As many of us watched the coverage of the Sendai earthquake and tsunami in Japan on Friday, we were staggered and horrified by the images of death and destruction. The magnitude 8.9 quake is the largest to hit Japan in more than 150 years and the seventh largest in recorded history. The tsunami produced even greater damage and loss of life. The final figures won't be known for many days, yet it seems clear that hundreds and possibly thousands of people are dead, injured or missing, and the economic toll will be in the millions. The quake will have a severe effect on the Japanese economy, the third largest in the world, and it is already having a global effect.

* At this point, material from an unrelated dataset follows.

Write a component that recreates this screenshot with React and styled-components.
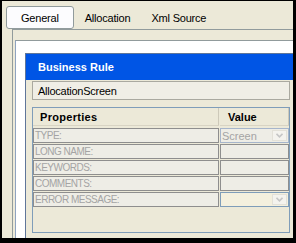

Despite the catastrophic effects that the quake has on Japan, it could have been far worse. Japan is one of the most earthquake-prone countries in the world, and it has better building codes and better civic preparedness than just about any other nation. The Japanese take their earthquakes very seriously and do far more drills and inspections than Californians. Yet even some of their earthquake-resistant structures could not survive the shaking of a quake this big, just as their buildings and overpasses failed catastrophically during the 1995 earthquake in Kobe. From all accounts, there were adequate tsunami warnings in most regions, but those people closest to the offshore earthquake had almost no time to react or flee, and there was nothing they could do when the huge waves swept inland carrying big fishing boats and tons of debris.
The Sendai quake is a warning and a reminder that we Angelenos live in earthquake country too. Anyone who has lived in this area for more than a few years has experienced at least a few small quakes, and those of us who are long-term residents remember the 1971 Sylmar quake, the 1987 Whittier quake, the 1994 Northridge quake and others. The scientific community has studied the major faults in our region for years. Scientists have been digging trenches in ancient lakebeds near fault lines to find evidence of how often earthquakes occur on each major fault. They have detailed computer models of how the next big quake will affect us and which areas are most vulnerable. Their conclusions have been stated time and time again: Several of the faults in our region are overdue for major quakes. The latest forecasts say there's a 99.7% chance of a magnitude 6.7 earthquake in Southern California in the next 30 years, and a 46% likelihood of a much more powerful magnitude 7.5 quake (still hundreds of times smaller than the Sendai quake) in the next 30 years. The San Andreas fault is capable of an even larger one.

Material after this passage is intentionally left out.